Tous ces éléments mis en exergue par l’enquête électorale réalisée par Ipsos pour Le Monde, la Fondation Jean Jaurès, le Centre de recherches politiques de Sciences Po et l’Institut Montaigne éclairent le moment inquiétant que traverse le pays. Ils décrivent les effets de la quasi-paralysie de la vie politique depuis le résultat des élections législatives du 7 juillet, qui se traduit par la prolongation au-delà du raisonnable d’un gouvernement démissionnaire. Ils montrent en même temps l’énorme risque qui consisterait à laisser pourrir encore la situation.
Si Emmanuel Macron ne nomme pas très vite un premier ministre, s’il n’acte pas rapidement un changement, l’incompréhension qui transparaît dans l’enquête risque de se transformer en une exaspération qui pourrait conduire une partie des électeurs à s’exprimer autrement que par les urnes, en considérant que voter ne sert plus à rien.
L’enquête réalisée pendant les Jeux olympiques ne s’appesantit pas sur les raisons structurelles qui nourrissent depuis des années, en France comme dans beaucoup d’autres démocraties, la montée de la défiance politique : la crise du résultat des politiques menées et celle de la représentation. Elle souligne en revanche l’effet délétère qu’a eu la dissolution, unilatéralement décidée par le président de la République le soir de la défaite de son camp aux élections européennes.
Loin de lui redonner l’avantage, elle a amenuisé le peu de crédit qui lui restait sans donner d’avantage décisif à tel ou tel de ses adversaires du camp républicain ni réduire durablement la menace du Rassemblement national. Bloqué par un front républicain plus efficace que prévu, plombé par la persistance de son idéologie raciste, et par ses incohérences, le parti de Marine Le Pen et de Jordan Bardella n’en continue pas moins à résister en termes d’image, notamment par comparaison avec le rejet que suscitent les outrances de Jean-Luc Mélenchon. Près de 70 % des Français jugent aujourd’hui LFI dangereuse pour la démocratie.

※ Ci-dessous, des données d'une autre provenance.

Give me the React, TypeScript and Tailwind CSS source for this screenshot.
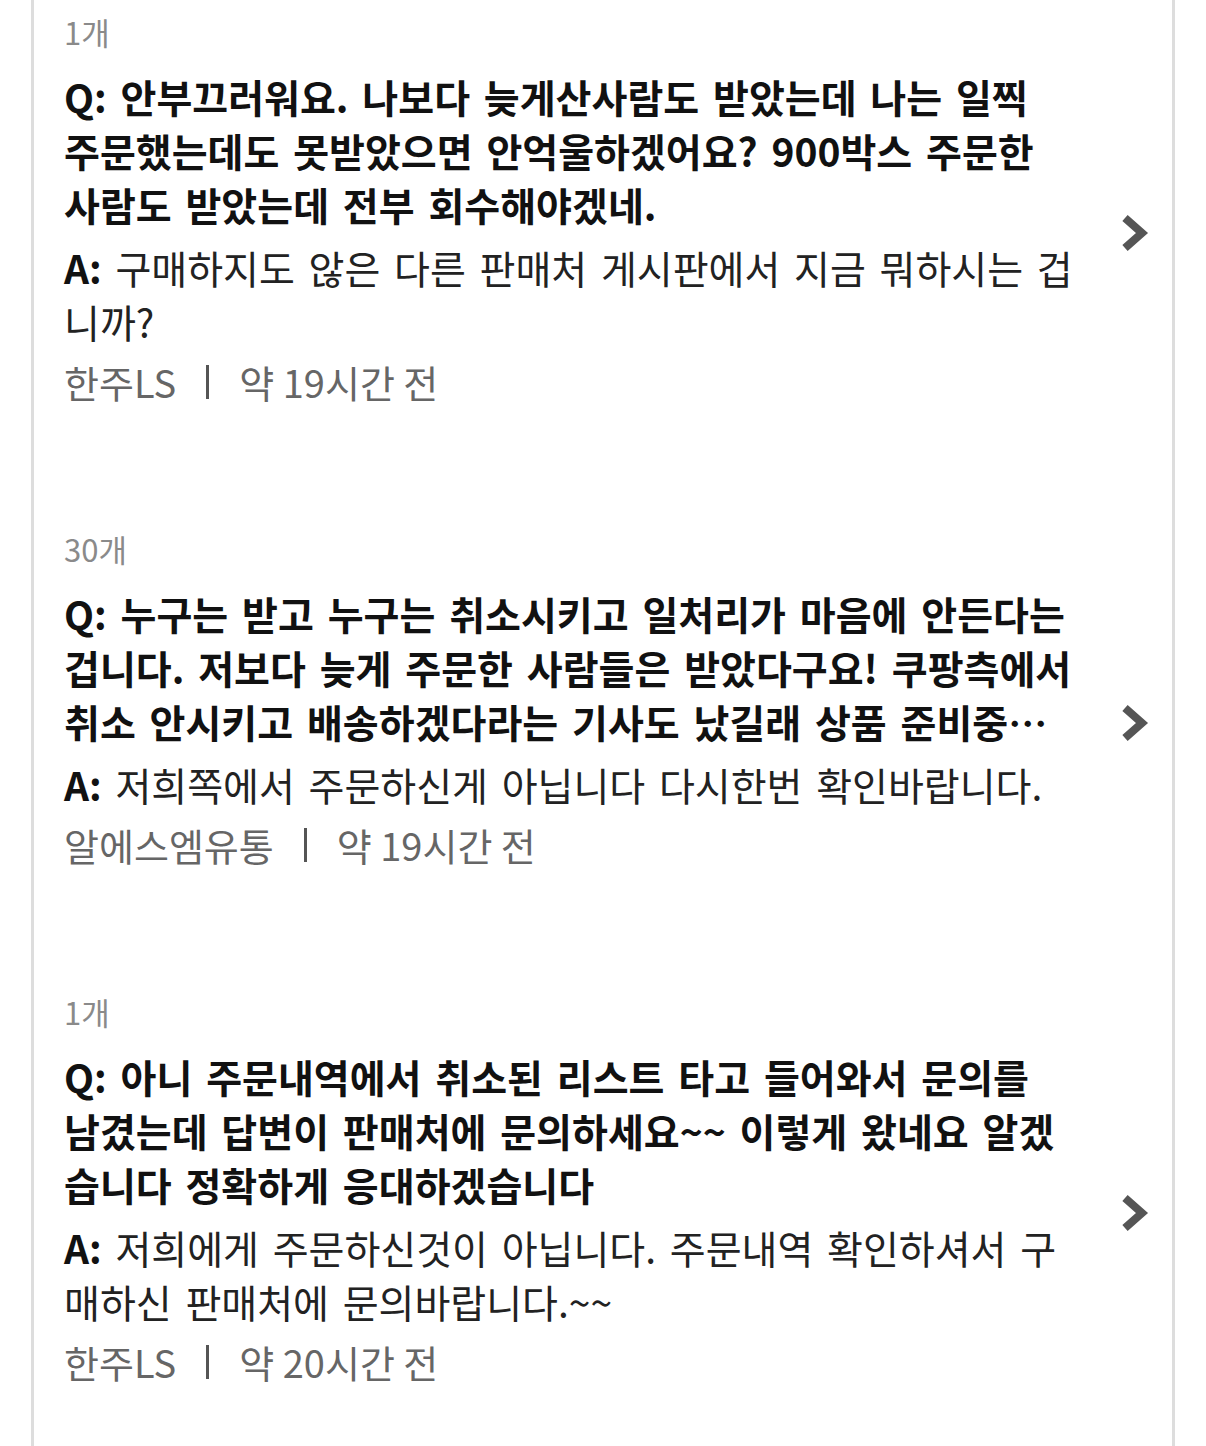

A l’approche de la nomination du nouveau premier ministre, une décision majeure qui produira des effets dans la vie politique tout autant qu’économique et sociale, les leçons de l’enquête ne peuvent être négligées. Il est impératif que chaque camp s’interroge sur sa stratégie et son positionnement. L’enquête montre en effet qu’à force de jouer avec le feu, la droite républicaine a perdu sa capacité à retenir des voix qui se dirigent désormais vers le RN, tandis que la gauche, dans son ensemble, est pénalisée voire entravée par la montée du discrédit dont souffre Jean-Luc Mélenchon. Quant au responsable au premier chef de la paralysie actuelle, Emmanuel Macron, il est obligé de remettre profondément en cause son mode de présidence, et le contenu de sa politique, s’il ne veut pas conduire le pays au chaos.